Look at the number of people with their backs to the camera here — running to help others who were injured in the twin blasts at yesterday’s Boston Marathon. The image isn’t terribly clear because it was taken from a video shot by CBS News. But you can see the blast and the people running toward it.
No one here was thinking about politics. As President Obama said last night, there were no Republicans or Democrats here.
In the lower image, look at the number of people not in uniform. One of those volunteers was a man who lost a son in Iraq and then lost another son to suicide. He turned his grief into heroism yesterday.
My first thought was of the people in the first big city I went to as a child. I grew up about 30 miles outside of Boston and went there countless times for Red Sox games and church youth rallies. I love Boston, with its amazing history and its maze of streets that once were Native American trails through the forest. Just walking the streets makes me think of my ancestors, the founders of this nation.
Last night, I wondered what they would have thought of the reaction to the bombing.
Less than a half hour after the blasts, someone on Facebook posted that he believed it was Muslims and that he was sure the filthy liberal Democrats would try to pin the blame on the Tea Party. I un-friended him immediately. It is one of the few times I have done that.

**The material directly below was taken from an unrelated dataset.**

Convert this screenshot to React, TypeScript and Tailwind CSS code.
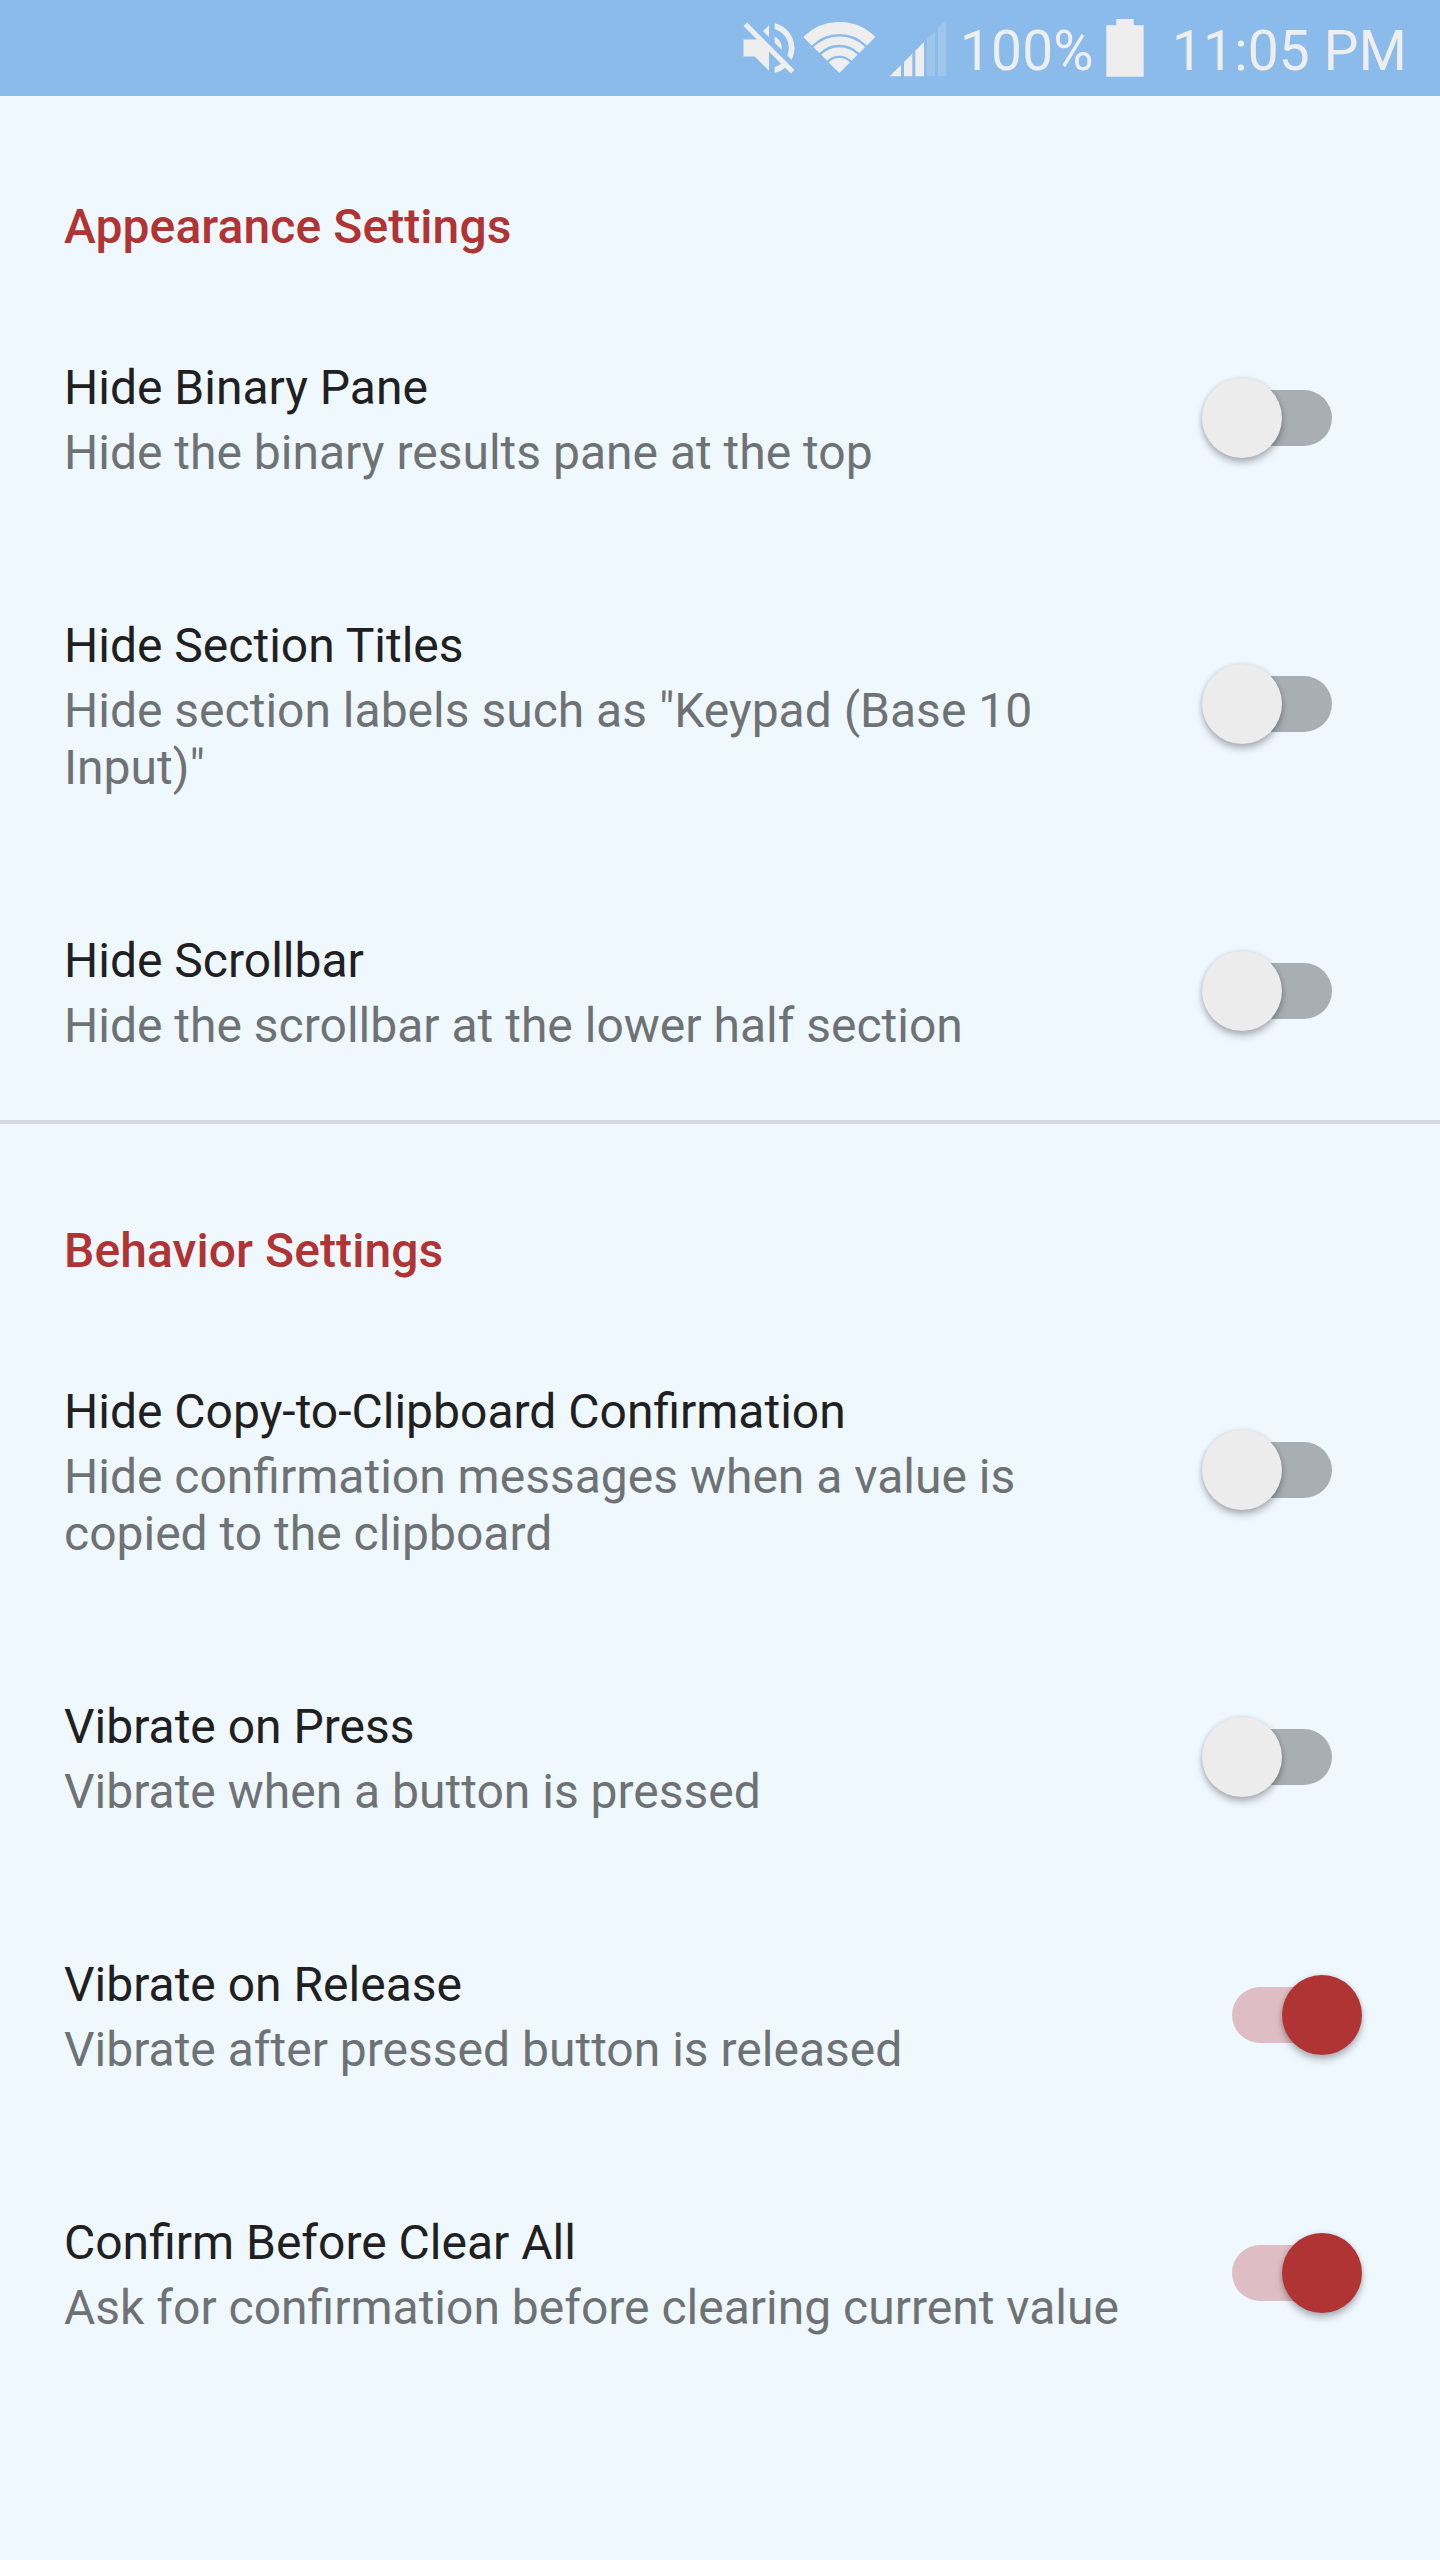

I appreciate different points of view, when shared in a civil manner, and I have a number of friends who share my views on very few things. We remain friends because we hope we can learn from each other. If things get nasty, I un-friend. As I said, it has happened very few times.
But yesterday’s bombing wasn’t about Democrats and Republicans — or maybe it was, but I refuse to make it that way until the perpetrator and motives are discovered and revealed.
I don’t know who built the bombs and I don’t know what kind of statement the person was trying to make with this wretched act of violence, but I am not going to try and assign blame until I know more. Yes, I have thoughts on the matter, but I will not talk about them because if I’m wrong, the comments would only be hurtful.
In this day of saying what’s on our minds with no filters imposed, of tweeting and posting without thinking before we put crap out into the ether, perhaps it’s best to learn to shut up once in awhile, to keep some thoughts private.
Right now, my thoughts and prayers are with the people whose lives have been shattered by this tragedy and with my beloved Boston.
It would be nice if all of us tried to do the same thing.